New regional energy statistics for single- or two-dwelling buildings

The energy use of single- or two-dwelling buildings (referred to below as houses) varies from county to county. The highest energy use per house is found among those situated in counties in the northern part of Sweden, while the lowest use is registered in houses located in Blekinge. Electric heating is the most common method of heating. This can be seen from the Swedish Energy Agency's energy statistics for houses, which contain statistics on all the counties and municipalities in Sweden.

"The amount of energy needed to heat a house depends to a large extent on its energy performance with respect, for example, to insulation and type of windows. Heating a house that was built before 1940 requires considerably more energy than for a house built in the 21st Century," says Lars Nilsson, Analyst at the Swedish Energy Agency.

The average house had an energy use of 23,200 kWh in 2010

The lowest energy use for space heating and hot water was registered in houses situated in the county of Blekinge, with 21,000 kWh per house. The highest energy use per house was found to be in those situated in counties in the north of Sweden: Västerbotten, Norrbotten, Gävleborg and Västernorrland. The level of energy use was found to be highest in the county of Västerbotten, with an average of 26 700 kWh per house.

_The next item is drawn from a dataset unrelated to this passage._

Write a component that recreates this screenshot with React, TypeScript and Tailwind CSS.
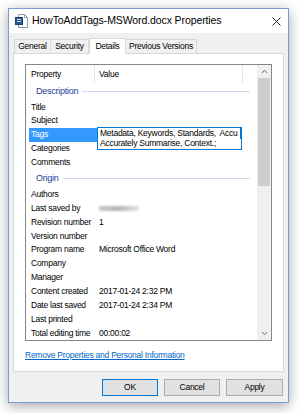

Throughout Sweden, an average of 158 kWh was used per square metre last year. Here, the difference between the different counties is clear: in a house in Gävleborg, an average of 185 kWh was used per square metre in 2010, whereas the average use for a house in Skåne was 147 kWh per square metre.

The average energy use per house and square metre is higher in the counties of Norrland, which is only natural since the winters are generally longer and colder there. The counties of Skåne and Blekinge have the lowest energy use per square metre.

Electric heating is the most common method of heating houses

Electric heating, either direct acting or waterborne, is the most common heating method in Swedish houses. A total of 518,000 single- or two-dwelling buildings were heated exclusively by electricity in 2010, which is 27 per cent of Sweden's 1,896,000 houses in this category. The second most common heating method is a combination of biofuel and electric heating, with which 382 000 houses, or 20 per cent, were heated during 2010.

District heating has become increasingly common. Today, 230,000 single- or two-dwelling buildings, or 12 per cent of the housing stock, were heated solely by district heating.

The number of heat pumps has continued to increase. In 46 per cent of all houses, some form of heat pump was used in 2010.

Oil accounts for the heating of 1 per cent of single- and two-dwelling buildings.

About the statistics

The year's report applies to the year 2010 and is based on a questionnaire that was distributed to 73,000 single- and two-dwelling buildings, to be compared with 7,000 similar houses the year before. An extended survey of this type is made at regular intervals, the last time being in 2003. The response frequency for the survey was 64 per cent.

The purpose of energy statistics for single- and two-dwelling buildings is to provide information on, among other aspects, method of heating, energy use and area in hose with permanent residents. The results are based on a questionnaire survey conducted by Statisticon on behalf of the Swedish Energy Agency. The survey has been conducted annually since 1977.